* BEGIN Collected data *
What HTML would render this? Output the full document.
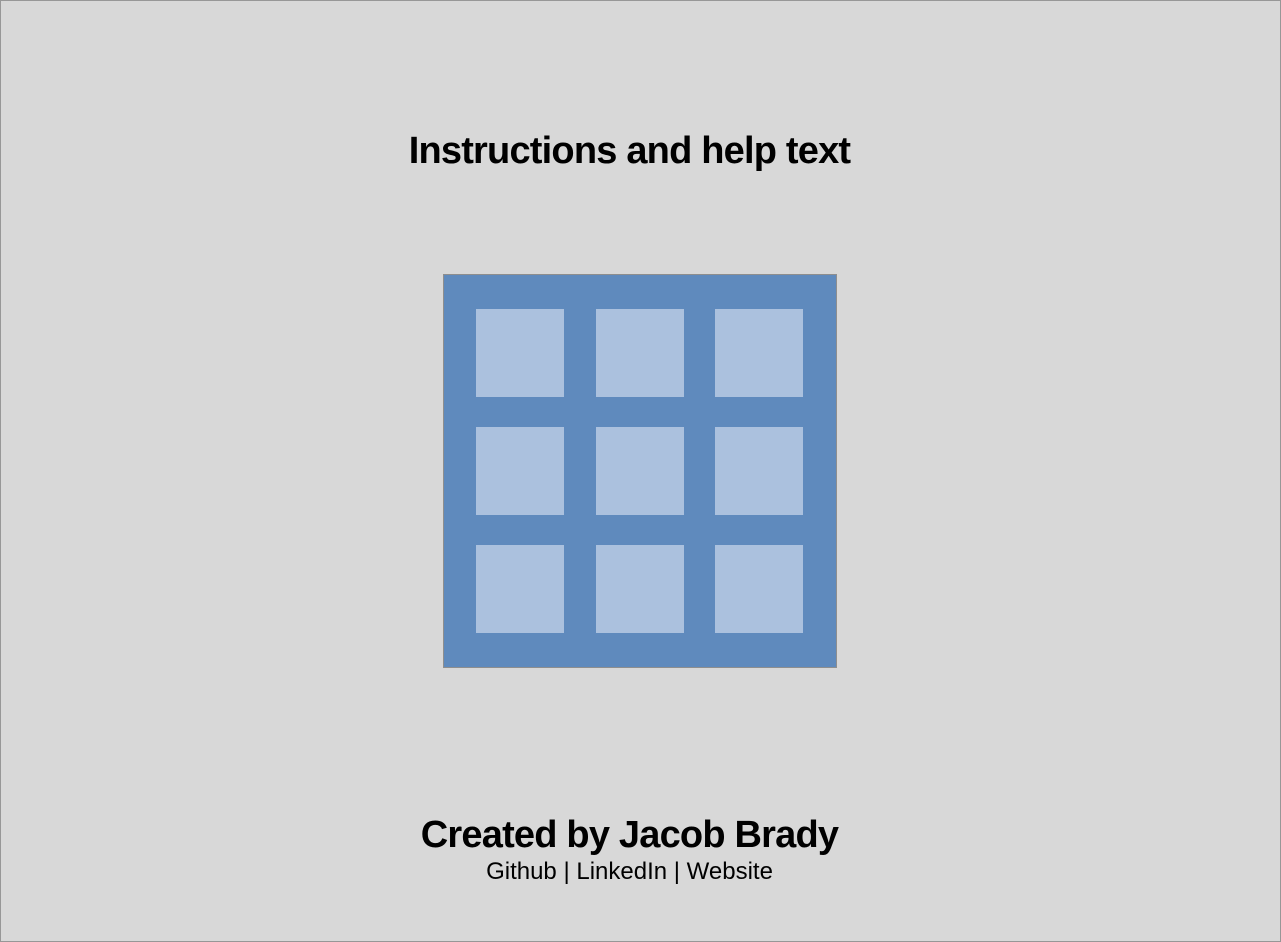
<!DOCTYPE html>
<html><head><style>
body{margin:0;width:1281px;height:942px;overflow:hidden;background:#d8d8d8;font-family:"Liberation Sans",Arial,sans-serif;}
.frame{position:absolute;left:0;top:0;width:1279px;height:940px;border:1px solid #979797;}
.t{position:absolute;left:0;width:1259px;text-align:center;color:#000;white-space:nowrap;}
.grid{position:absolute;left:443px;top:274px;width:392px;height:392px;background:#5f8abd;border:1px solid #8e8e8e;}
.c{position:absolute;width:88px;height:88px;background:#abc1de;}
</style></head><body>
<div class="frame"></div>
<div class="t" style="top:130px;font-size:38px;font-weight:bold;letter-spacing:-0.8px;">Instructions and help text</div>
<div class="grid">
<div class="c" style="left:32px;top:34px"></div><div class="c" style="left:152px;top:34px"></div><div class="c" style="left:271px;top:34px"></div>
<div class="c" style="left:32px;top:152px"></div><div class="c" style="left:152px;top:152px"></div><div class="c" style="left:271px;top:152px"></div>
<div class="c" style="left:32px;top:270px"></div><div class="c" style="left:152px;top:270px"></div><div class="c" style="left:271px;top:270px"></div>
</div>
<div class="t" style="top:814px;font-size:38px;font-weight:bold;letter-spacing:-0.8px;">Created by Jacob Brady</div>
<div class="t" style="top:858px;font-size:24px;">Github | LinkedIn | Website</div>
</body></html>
* END Collected data *
## Goal
Return all of the data exactly as written, and drop the pictures.

## Answer in full
What HTML would render this? Output the full document.
<!DOCTYPE html>
<html><head><style>
body{margin:0;width:1281px;height:942px;overflow:hidden;background:#d8d8d8;font-family:"Liberation Sans",Arial,sans-serif;}
.frame{position:absolute;left:0;top:0;width:1279px;height:940px;border:1px solid #979797;}
.t{position:absolute;left:0;width:1259px;text-align:center;color:#000;white-space:nowrap;}
.grid{position:absolute;left:443px;top:274px;width:392px;height:392px;background:#5f8abd;border:1px solid #8e8e8e;}
.c{position:absolute;width:88px;height:88px;background:#abc1de;}
</style></head><body>
<div class="frame"></div>
<div class="t" style="top:130px;font-size:38px;font-weight:bold;letter-spacing:-0.8px;">Instructions and help text</div>
<div class="grid">
<div class="c" style="left:32px;top:34px"></div><div class="c" style="left:152px;top:34px"></div><div class="c" style="left:271px;top:34px"></div>
<div class="c" style="left:32px;top:152px"></div><div class="c" style="left:152px;top:152px"></div><div class="c" style="left:271px;top:152px"></div>
<div class="c" style="left:32px;top:270px"></div><div class="c" style="left:152px;top:270px"></div><div class="c" style="left:271px;top:270px"></div>
</div>
<div class="t" style="top:814px;font-size:38px;font-weight:bold;letter-spacing:-0.8px;">Created by Jacob Brady</div>
<div class="t" style="top:858px;font-size:24px;">Github | LinkedIn | Website</div>
</body></html>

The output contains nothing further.